As for authentication, the animated slideshow on the front of the site says the user has to login with a Google, Facebook, Microsoft, or Twitter account (I assume that secrets shared with twitter handles must use the Twitter login, but for emails it presumably uses any of them).

I'm a bit concerned about the identity verification angle. If someone manages to compromise any of those 4 accounts, then that means they can then decrypt any URLs shared with that user (if they manage to get at the URL). Twitter accounts being compromised is not that uncommon. And it would be especially bad if the sharelock URLs are then sent via Twitter (say, Twitter DMs) to that user, because then the attacker has both the URL and the keys. Or perhaps the user doesn't even realize they have an old Microsoft account, one with a pathetically weak password, and the attacker breaks into that.

In fact, that may very well apply to me (I don't use anything that requires a Microsoft login, but I did once have a (rarely-used) Windows Live login, and if Microsoft converted those into whatever their current authentication setup is, then I probably have an account with a terribly weak password).



And at least on the web page, Google Web Fonts included.

Yes, they track usage. Yes, they log URLs.

Same goes for jquery CDN and CloudFlare. And 0Auth.com

Every. URL. Tracked.

Oh, and it utterly fails with non FB, Gmail, Twitter, MSFT linked address.


Regarding the access logs angle, the image shown on the front page shows a URL that starts with "https://sharelock.io/1/cuwcRv64IR5ivYP...". Presumably that garbage text is the start of the secret.

It would probably be a really good idea to move the secret into the fragment of the URL instead. Fragments aren't sent to servers, so they can't possibly show up in access logs. But the client can still access the fragment, and since the decryption presumably happens client-side, there's no reason for the server to ever even see the secret.


The decryption happens server-side - the server is the sole holder of encryption keys. Besides, it is the server that generated that ciphertext in the first place, so it already had access to the secret at that point.


Oh geeze, I didn't realize the server also did the encryption/decryption. The bit about the secret only being in the URL and not on the server made me think it was done client-side.

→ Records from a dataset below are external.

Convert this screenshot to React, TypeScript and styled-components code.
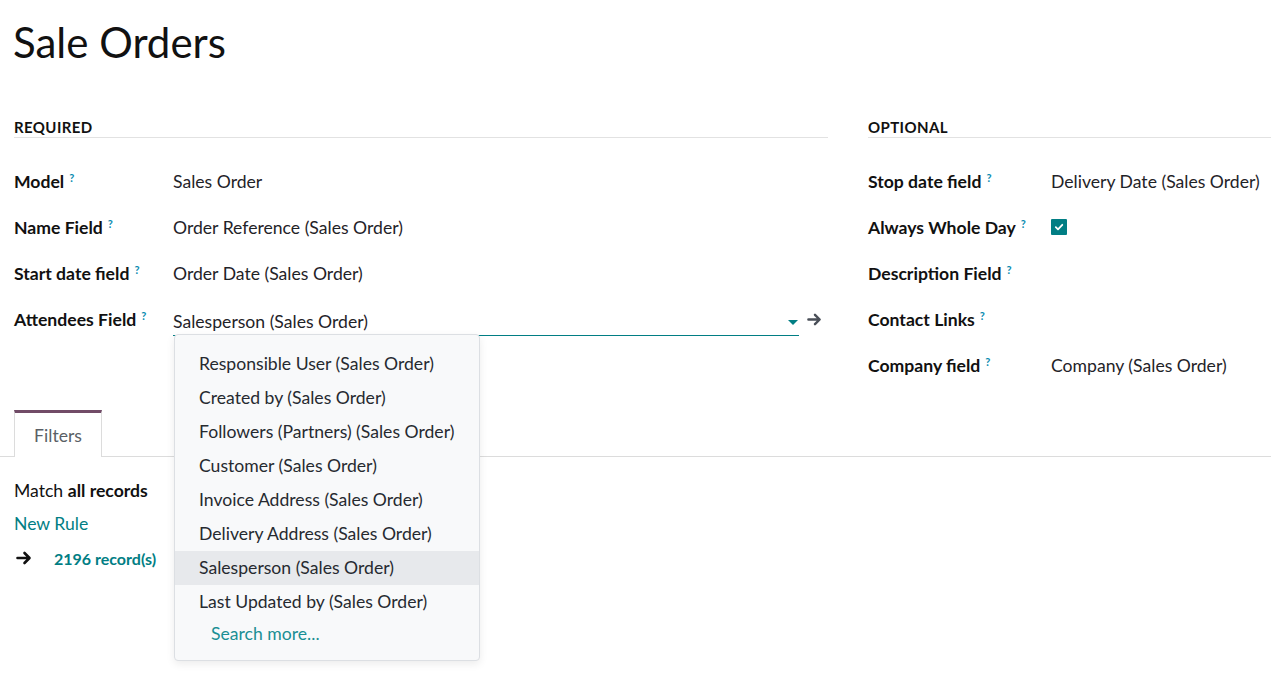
import React from 'react';
import styled, { createGlobalStyle } from 'styled-components';

const GlobalStyle = createGlobalStyle`
  body {
    margin: 0;
    background: #ffffff;
    font-family: Lato, "Noto Sans", sans-serif;
    color: #1f2328;
  }
`;

const teal = '#017e84';

const Page = styled.div`
  width: 1271px;
  height: 676px;
  overflow: hidden;
  position: relative;
`;

const Title = styled.h1`
  margin: 0;
  padding: 18px 0 0 13px;
  height: 48px;
  font-size: 42px;
  font-weight: 400;
  line-height: 48px;
  color: #111111;
`;

const Columns = styled.div`
  display: grid;
  grid-template-columns: 814px 1fr;
  column-gap: 40px;
  padding: 52px 0 0 14px;
`;

const Section = styled.div`
  display: flex;
  flex-direction: column;
`;

const SectionTitle = styled.div`
  font-size: 15px;
  font-weight: 700;
  letter-spacing: 0.4px;
  text-transform: uppercase;
  color: #111111;
  height: 18px;
  line-height: 18px;
  padding-bottom: 1px;
  border-bottom: 1px solid #e2e2e2;
  margin-bottom: 20px;
`;

const FieldRow = styled.div<{ $label: number }>`
  display: grid;
  grid-template-columns: ${(p) => p.$label}px 1fr;
  align-items: center;
  height: 46px;
`;

const Label = styled.div`
  font-size: 17.6px;
  font-weight: 700;
  color: #111111;
  white-space: nowrap;
`;

const Help = styled.sup`
  color: #0a8bb0;
  font-size: 11px;
  font-weight: 700;
  margin-left: 5px;
  vertical-align: 6px;
`;

const Value = styled.div`
  font-size: 17.6px;
  color: #1f2328;
  white-space: nowrap;
`;

const ManyField = styled.div`
  display: flex;
  align-items: center;
  gap: 8px;
  position: relative;
`;

const InputLine = styled.div`
  flex: 0 0 626px;
  display: flex;
  align-items: center;
  justify-content: space-between;
  height: 28px;
  border-bottom: 1px solid ${teal};
  font-size: 17.6px;
  color: #1f2328;
  padding-top: 5px;
`;

const Caret = styled.span`
  width: 0;
  height: 0;
  border-left: 5px solid transparent;
  border-right: 5px solid transparent;
  border-top: 5px solid ${teal};
  margin-right: 1px;
  margin-top: 2px;
`;

const Dropdown = styled.ul`
  position: absolute;
  top: 32px;
  left: 1px;
  width: 304px;
  margin: 0;
  padding: 12px 0 9px;
  list-style: none;
  background: #f8f9fa;
  border: 1px solid #dcdfe3;
  border-radius: 4px;
  box-shadow: 0 3px 8px rgba(0, 0, 0, 0.08);
  z-index: 5;
`;

const Option = styled.li<{ $active?: boolean }>`
  height: 34px;
  line-height: 34px;
  padding-left: 24px;
  font-size: 17.6px;
  color: #262a30;
  background: ${(p) => (p.$active ? '#e7e9ec' : 'transparent')};
  white-space: nowrap;
`;

const SearchMore = styled.li`
  height: 32px;
  line-height: 30px;
  padding-left: 36px;
  font-size: 17.6px;
  color: #1a8f94;
`;

const CheckBox = styled.span`
  width: 16px;
  height: 16px;
  border-radius: 1px;
  background: ${teal};
  display: flex;
  align-items: center;
  justify-content: center;
`;

const TabBar = styled.div`
  display: flex;
  padding: 22px 0 0 14px;
  border-bottom: 1px solid #dcdcdc;
`;

const Tab = styled.div`
  width: 88px;
  height: 47px;
  box-sizing: border-box;
  border: 1px solid #dcdcdc;
  border-top: 3px solid #714b67;
  border-bottom: none;
  margin-bottom: -1px;
  background: #ffffff;
  display: flex;
  align-items: center;
  justify-content: center;
  font-size: 17.6px;
  color: #5a5f66;
`;

const Domain = styled.div`
  padding: 17px 0 0 14px;
  display: flex;
  flex-direction: column;
`;

const Line = styled.div`
  height: 33px;
  line-height: 33px;
  font-size: 17.6px;
  color: #111111;
  b {
    font-weight: 700;
  }
`;

const Link = styled(Line)`
  color: ${teal};
`;

const Records = styled.div`
  display: flex;
  align-items: center;
  gap: 22px;
  height: 36px;
  padding-left: 2px;
  font-size: 16px;
  font-weight: 700;
  color: ${teal};
`;

function ArrowIcon({ color, size }: { color: string; size: number }) {
  return (
    <svg width={size} height={size} viewBox="0 0 16 16">
      <path
        d="M1.5 8 H13 M8.5 3 L13.5 8 L8.5 13"
        fill="none"
        stroke={color}
        strokeWidth="2.6"
        strokeLinecap="round"
        strokeLinejoin="round"
      />
    </svg>
  );
}

const requiredFields = [
  { label: 'Model', value: 'Sales Order' },
  { label: 'Name Field', value: 'Order Reference (Sales Order)' },
  { label: 'Start date field', value: 'Order Date (Sales Order)' },
];

const optionalFields = [
  { label: 'Stop date field', value: 'Delivery Date (Sales Order)' },
  { label: 'Always Whole Day', check: true },
  { label: 'Description Field' },
  { label: 'Contact Links' },
  { label: 'Company field', value: 'Company (Sales Order)' },
];

const options = [
  'Responsible User (Sales Order)',
  'Created by (Sales Order)',
  'Followers (Partners) (Sales Order)',
  'Customer (Sales Order)',
  'Invoice Address (Sales Order)',
  'Delivery Address (Sales Order)',
  'Salesperson (Sales Order)',
  'Last Updated by (Sales Order)',
];

export default function App() {
  return (
    <Page>
      <GlobalStyle />
      <Title>Sale Orders</Title>

      <Columns>
        <Section>
          <SectionTitle>Required</SectionTitle>
          {requiredFields.map((f) => (
            <FieldRow key={f.label} $label={159}>
              <Label>
                {f.label}
                <Help>?</Help>
              </Label>
              <Value>{f.value}</Value>
            </FieldRow>
          ))}
          <FieldRow $label={159}>
            <Label>
              Attendees Field
              <Help>?</Help>
            </Label>
            <ManyField>
              <InputLine>
                <span>Salesperson (Sales Order)</span>
                <Caret />
              </InputLine>
              <ArrowIcon color="#4a4f58" size={15} />
              <Dropdown>
                {options.map((o) => (
                  <Option key={o} $active={o.startsWith('Salesperson')}>
                    {o}
                  </Option>
                ))}
                <SearchMore>Search more...</SearchMore>
              </Dropdown>
            </ManyField>
          </FieldRow>
        </Section>

        <Section>
          <SectionTitle>Optional</SectionTitle>
          {optionalFields.map((f) => (
            <FieldRow key={f.label} $label={183}>
              <Label>
                {f.label}
                <Help>?</Help>
              </Label>
              {f.check ? (
                <CheckBox>
                  <svg width="10" height="10" viewBox="0 0 10 10">
                    <path
                      d="M1.8 5.2 L4 7.3 L8.3 2.8"
                      fill="none"
                      stroke="#ffffff"
                      strokeWidth="1.8"
                      strokeLinecap="round"
                      strokeLinejoin="round"
                    />
                  </svg>
                </CheckBox>
              ) : (
                <Value>{f.value}</Value>
              )}
            </FieldRow>
          ))}
        </Section>
      </Columns>

      <TabBar>
        <Tab>Filters</Tab>
      </TabBar>

      <Domain>
        <Line>
          Match <b>all records</b>
        </Line>
        <Link>New Rule</Link>
        <Records>
          <ArrowIcon color="#111111" size={16} />
          2196 record(s)
        </Records>
      </Domain>
    </Page>
  );
}
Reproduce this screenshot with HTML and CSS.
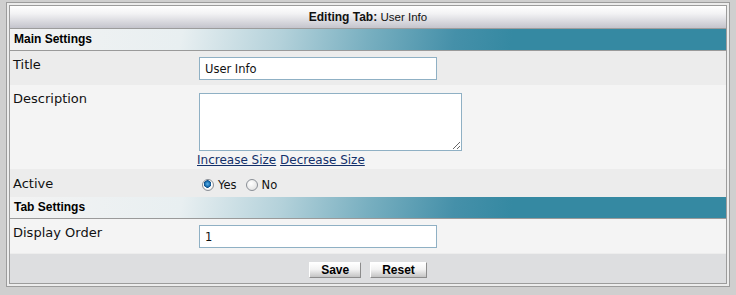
FILE: index.html
```html
<!DOCTYPE html>
<html lang="en">
<head>
    <meta charset="UTF-8">
    <title>Editing Tab: User Info</title>
    <link rel="stylesheet" href="styles.css">
</head>
<body>

    <div class="frame">
        <div class="panel">

            <div class="panel-head"><b>Editing Tab:</b> <span>User Info</span></div>

            <div class="section">Main Settings</div>

            <div class="row row-dark">
                <div class="label">Title</div>
                <div class="field field-input">
                    <input type="text" class="text-input" value="User Info">
                </div>
            </div>

            <div class="row row-light">
                <div class="label">Description</div>
                <div class="field field-area">
                    <textarea class="text-area"></textarea>
                    <div class="size-links"><a href="#">Increase Size</a> <a href="#">Decrease Size</a></div>
                </div>
            </div>

            <div class="row row-dark">
                <div class="label label-active">Active</div>
                <div class="field field-radios">
                    <label><input type="radio" name="active" checked> Yes</label>
                    <label><input type="radio" name="active"> No</label>
                </div>
            </div>

            <div class="section">Tab Settings</div>

            <div class="row row-light">
                <div class="label">Display Order</div>
                <div class="field field-input">
                    <input type="text" class="text-input" value="1">
                </div>
            </div>

            <div class="footer">
                <button type="button">Save</button>
                <button type="button">Reset</button>
            </div>

        </div>
    </div>

</body>
</html>
```

FILE: styles.css
```css
body {
    margin: 0;
    background-color: #cfcfcf;
    font-family: "DejaVu Sans", Verdana, sans-serif;
    color: #111;
}


.frame {
    margin: 2px 6px 0 6px;
    border: 1px solid #9c9c9c;
    background-color: #ececec;
    padding: 2px;
}

.panel {
    border: 1px solid #9c9c9c;
    background-color: #ececec;
}


.panel-head {
    height: 22px;
    line-height: 22px;
    text-align: center;
    font-family: "Liberation Sans", Arial, sans-serif;
    font-size: 12px;
    background: linear-gradient(#ffffff, #f2f2f4 35%, #c4c4cc);
    border-bottom: 1px solid #9c9c9c;
}

.panel-head span {
    font-size: 11.5px;
}


.section {
    height: 21px;
    line-height: 21px;
    padding-left: 4px;
    font-family: "Liberation Sans", Arial, sans-serif;
    font-size: 12px;
    font-weight: bold;
    color: #000;
    background: linear-gradient(100deg, #f3f3f3 0%, #e8eff1 24%, #b3d1da 38%, #78afc0 50%, #4590a9 62%, #3589a2 70%, #3589a2 100%);
    border-bottom: 1px solid #9a9a9a;
}


.row {
    display: flex;
    align-items: flex-start;
}

.row-dark {
    background-color: #ececec;
}

.row-light {
    background-color: #f4f4f4;
}

.label {
    width: 181px;
    padding: 6px 3px 0;
    font-size: 13px;
    line-height: 15px;
}

.label-active {
    padding-top: 7px;
}

.field {
    flex: 1;
}

.field-input {
    padding: 6px 0 5px 2px;
}

.field-area {
    padding: 6px 0 1px;
}

.field-radios {
    display: flex;
    align-items: center;
    height: 14px;
    padding: 9px 0 5px;
    font-size: 11.5px;
}


.text-input {
    display: block;
    box-sizing: border-box;
    width: 238px;
    height: 23px;
    margin: 0;
    padding: 0 5px;
    border: 1px solid #8fb0c4;
    background-color: #fff;
    font-family: "DejaVu Sans", Verdana, sans-serif;
    font-size: 11.5px;
    color: #111;
    outline: none;
}

.text-area {
    display: block;
    box-sizing: border-box;
    width: 263px;
    height: 58px;
    margin: 2px 0 1px 2px;
    border: 1px solid #8fb0c4;
    background-color: #fff;
    outline: none;
}

.size-links {
    font-size: 12px;
    line-height: 16px;
}

.size-links a {
    color: #13306a;
    text-decoration: underline;
}


.field-radios label {
    display: flex;
    align-items: center;
    margin-right: 4px;
}

.field-radios input {
    appearance: none;
    width: 12px;
    height: 12px;
    margin: 0 4px 0 5px;
    border: 1px solid #8a8f96;
    border-radius: 50%;
    background: radial-gradient(circle at 40% 35%, #ffffff, #dcdcdc);
}

.field-radios input:checked {
    background: radial-gradient(circle at 45% 40%, #5fb4ec 0, #1a6fb0 2.5px, #0f4d86 3.5px, #ffffff 4px, #d8d8d8 100%);
}


.footer {
    display: flex;
    justify-content: center;
    gap: 9px;
    height: 21px;
    padding-top: 8px;
    border-top: 1px solid #ededed;
    background-color: #dddee0;
}

.footer button {
    height: 16px;
    padding: 0 11px;
    border: 1px solid;
    border-color: #ffffff #8c8c8c #8c8c8c #ffffff;
    background: linear-gradient(#ffffff, #f3f3f3 45%, #c4c4c4);
    font-family: "Liberation Sans", Arial, sans-serif;
    font-size: 12px;
    font-weight: bold;
    line-height: 14px;
    color: #000;
    cursor: pointer;
}
```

If it's happening server-side then it seems like this is only appropriate to use when you're hosting your own instance. Using anybody else's instance (for anything that actually needs to be encrypted) means handing your plaintext to the server operator.


Yep, you got it right. Re: holding the keys, response below. The encryption keys are on the server. We encourage you to deploy your own sharelock instance. We made that super easy with Herok. There is no storage, just a node app. And then you can configure the apps to use that Sharelock instance. More about it: https://github.com/auth0/sharelock#host-your-own-sharelock-s...


I saw that, but it seems the whole point of this thing is to make it easy to share secrets, and everybody hosting their own instance is about as far from "easy" as I can think of. Some people will surely do it, but the number of people who will is going to be extremely low.


> The content you share lives encrypted in the URL.

I'm a little confused.

If the encrypted data is "in the url" and you need to share the url, then why not just share the encrypted data itself?

This seems like it adds a lot of problems to solve key distribution.

Edit - it doesn't do key distribution, the encryption and decryption are done on the server.


Typo has been fixed, thanks for reporting.